Arms raised in celebration, he approached the finish line and hundreds of Barbadians and visitors cheered until the 29-year-old stopped the clock in 30:58 minutes.
Canadian Matt Loiselle, who had been among the leaders from the start, finished in the No. 2 slot for the second consecutive year in 31:06 and Jamaican Shawn Pitter, who did not feel well at the start, stuck it out to the end, moving up one spot to take third in 31:20.
Defending champion Richard Kessio of Kenya did not finish, dropping out on Fontabelle.
Two of Pitter’s compatriots – Kirk Browne and Rupert Green – rounded out the top five in 31:37 and 32:13 seconds respectively, while Guyana’s Kelvin Johnson (33:07) and Cleveland Forde (33:48) took the next two places.
Jerome Blackett was the first Barbadian home again, crossing the line moments later in 34:41 seconds, just ahead of the top two females.
Defending half-marathon champion Leah Kigen of Kenya jumped two places in the absence of defending champion Janet Cherobon-Bawcom to win in 34:48 and Canadian Megan Brown was second again in 34:53.
Thirteen-year-old St George Secondary School student Mary Fraser was the first local female home in 42:44. She was 27th overall, the best placing by a Barbadian woman in many years, while Sheena Gooding, who held that distinction last year, was 40th overall in 44:14, slightly faster this time around.
Kisorio made his first trip to the Run Barbados Series on the urging of manager Joseph Codrington, a Barbadian living in the United States.
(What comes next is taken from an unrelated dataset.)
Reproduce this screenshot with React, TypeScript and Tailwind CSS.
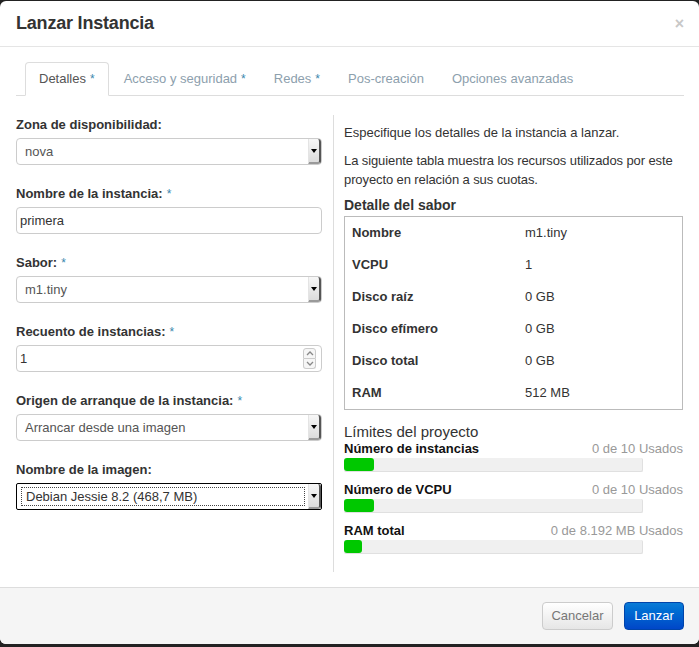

He was not among the early leaders, who included Blackett and the three Jamaicans, but that was a deliberate strategy.
“It was good. it just worked out as I planned. I was thinking Richard – the guy who won last year – would be all the way with me to the finish, but for some reason he pulled out. The other guy stayed with me.
“We switched turns and when I made my final push, somewhere where it was a bit hilly, he just dropped off the pace,” Kessio told SUNSPORT.
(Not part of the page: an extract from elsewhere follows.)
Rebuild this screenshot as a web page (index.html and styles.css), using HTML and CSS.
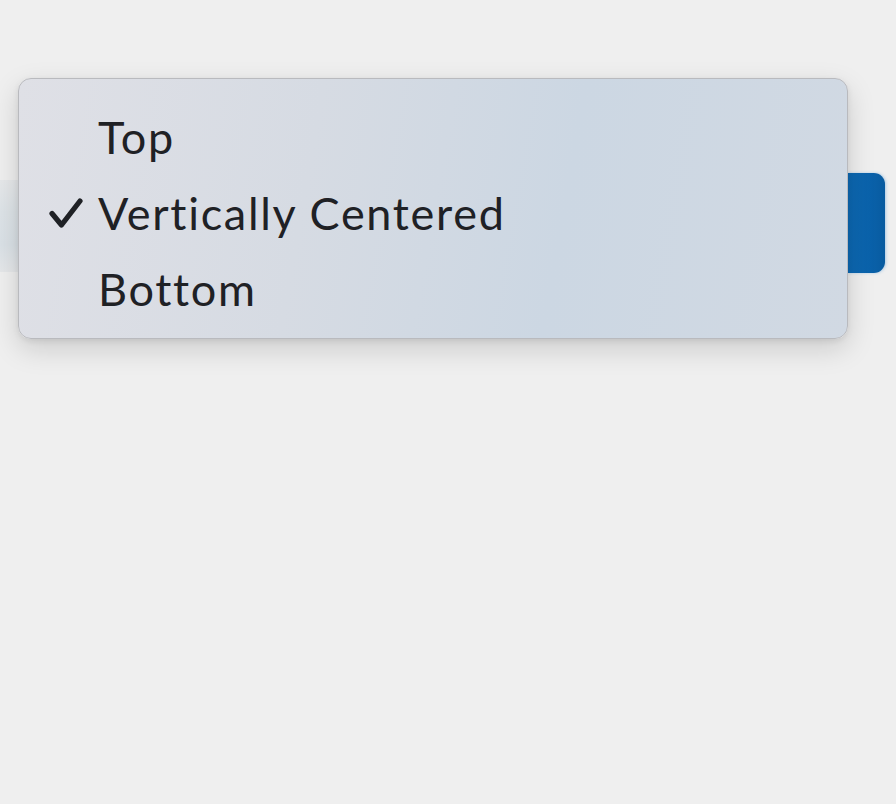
FILE: index.html
```html
<!DOCTYPE html>
<html>
<head>
<meta charset="utf-8">
<link rel="stylesheet" href="styles.css">
</head>
<body>
<div class="stage">
  <div class="popup-row">
    <div class="popup-button">
      <div class="popup-field"></div>
      <div class="popup-arrow"></div>
    </div>
  </div>
  <div class="menu" role="menu">
    <div class="menu-item" role="menuitemradio" aria-checked="false">
      <span class="check"></span><span class="label">Top</span>
    </div>
    <div class="menu-item" role="menuitemradio" aria-checked="true">
      <span class="check">
        <svg viewBox="0 0 34 32" width="34" height="32"><path d="M3 15.5 L12.5 27 L31 3" fill="none" stroke="#1f2125" stroke-width="5.2" stroke-linecap="round" stroke-linejoin="round"/></svg>
      </span><span class="label">Vertically Centered</span>
    </div>
    <div class="menu-item" role="menuitemradio" aria-checked="false">
      <span class="check"></span><span class="label">Bottom</span>
    </div>
  </div>
</div>
</body>
</html>
```
FILE: styles.css
```css
html, body {
  margin: 0;
  padding: 0;
}
body {
  background: #efefef;
  width: 896px;
  height: 804px;
  overflow: hidden;
  font-family: Lato, "Open Sans", sans-serif;
}
.stage {
  position: relative;
  width: 896px;
  height: 804px;
}
.popup-row {
  padding-top: 180px;
  display: flex;
}
.popup-button {
  display: flex;
  margin-left: -20px;
  width: 905px;
  height: 92px;
}
.popup-field {
  flex: 1;
  border-radius: 10px 0 0 10px;
  background: linear-gradient(180deg, #e6e8ea 0%, #dde3e7 35%, #dae1e6 70%, #e5e7e9 100%);
}
.popup-arrow {
  margin-top: -7px;
  height: 100px;
  width: 38px;
  background: linear-gradient(90deg, #0d69b3, #0a62ab 60%, #085ba0);
  border-radius: 0 11px 11px 0;
  box-shadow: 1px 0 3px rgba(90,160,220,0.45);
}
.menu {
  position: absolute;
  left: 18px;
  top: 78px;
  width: 830px;
  height: 261px;
  box-sizing: border-box;
  border: 1px solid #b9babe;
  border-radius: 13px;
  background: linear-gradient(100deg, #dfe0e6 0%, #d6dbe3 35%, #ccd7e3 65%, #d1d9e3 100%);
  box-shadow: 0 10px 28px rgba(0,0,0,0.15), 0 2px 6px rgba(0,0,0,0.08);
  padding-top: 20px;
}
.menu-item {
  display: flex;
  align-items: center;
  height: 76px;
  color: #1f2125;
  font-size: 45px;
  letter-spacing: 1.7px;
}
.check {
  width: 79px;
  display: flex;
  justify-content: flex-end;
}
.check svg {
  margin-right: 15px;
  margin-top: 2px;
}
.label {
  line-height: 1;
}
```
With winter approaching in Oklahoma, Kessio said the heat, wind and the humidity were “killers” but he was pleased with the time. He is planning to compete in the half-marathon this morning.
By Hincks Street, Kisorio, Kessio and Loiselle had bridged the gap, but Blackett had to abandon the hot pace. That group of six stayed together all along the Princess Alice Highway, exchanging the lead. Nine minutes were on the clock when they reached the roundabout near the Shallow Draught.
But by the time the runners had made the loop onto Spring Garden and back to Kensington Oval, there had been a significant change in the pace, leading to the three-man group of Kisorio, Loiselle and Kessio, who abandoned the race soon after.
The deserted roads soon gave way to the hustle and bustle of Bridgetown near the Cheapside market and shoppers paused to take in the action. As the pair reached lower Broad Street, the taxi drivers broke into applause.
Kisorio had taken over the lead again by the 9K mark on Probyn Street and it was just him against the clock, which read 27:45.
Despite the heat and humidity, Kigen was quite pleased with her fastest time since coming to Barbados. Crediting better training, she said she overcame the early struggles over the first 3K to win.